Um dos setores mais afetados é o turismo, que tem alto potencial de crescimento no país. Capitais como Fortaleza, Recife e Salvador estão entre as mais violentas do país, desestimulando a chegada de mais visitantes e limitando o crescimento econômico.

Duas cidades na região de Salvador estão entre as cinco com maiores índices de roubo e furto de celulares. A capital baiana é a oitava em mortes causadas pela polícia, e dois dos municípios mais violentos em homicídios estão na sua região metropolitana.

Estudos do BID também mostram que maiores taxas de homicídios inibem o investimento estrangeiro, especialmente em setores de alta tecnologia e capital intensivo.

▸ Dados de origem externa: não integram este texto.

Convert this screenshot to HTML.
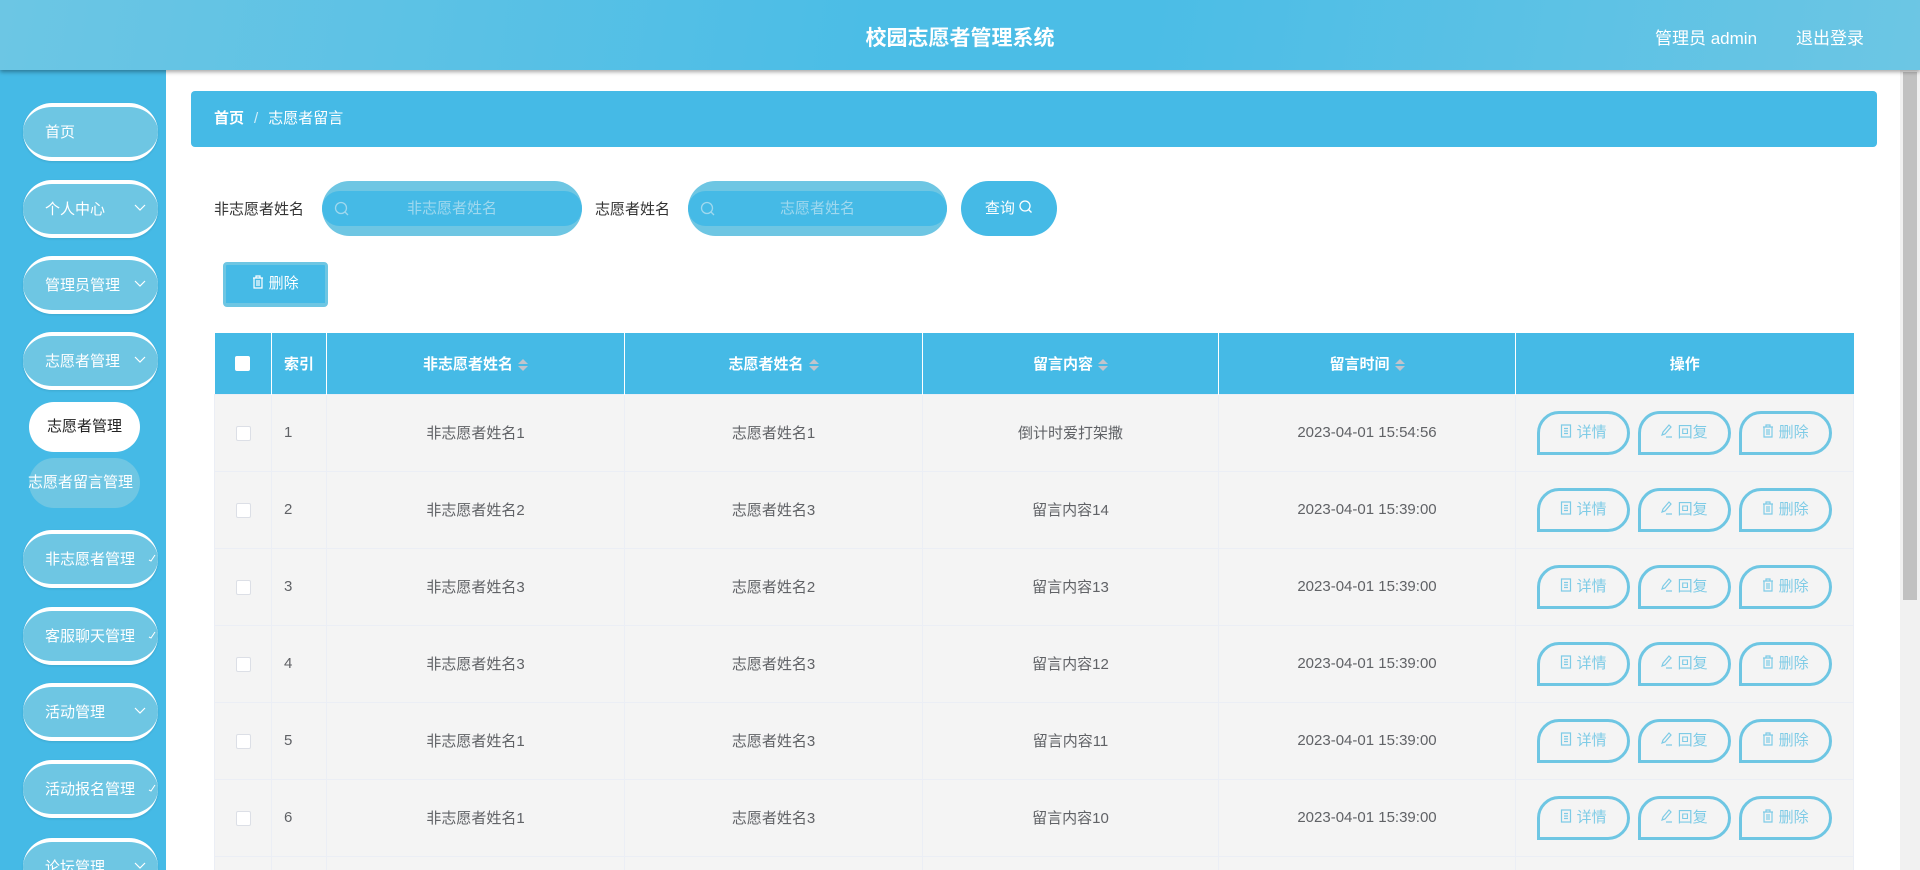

A criminalidade também reduz a produtividade e a capacidade de inovação das empresas. Segundo Paul Bisca, consultor do Banco Mundial, a percepção do crime como um obstáculo grave pode reduzir a produtividade empresarial em até 9%.

A violência também incentiva a emigração, agravando a perda de talentos e capital humano. Em países da América Central com características socioeconômicas similares às do Brasil, taxas elevadas de homicídios estão associadas a maiores índices de emigração, o que prejudica o desenvolvimento econômico de longo prazo.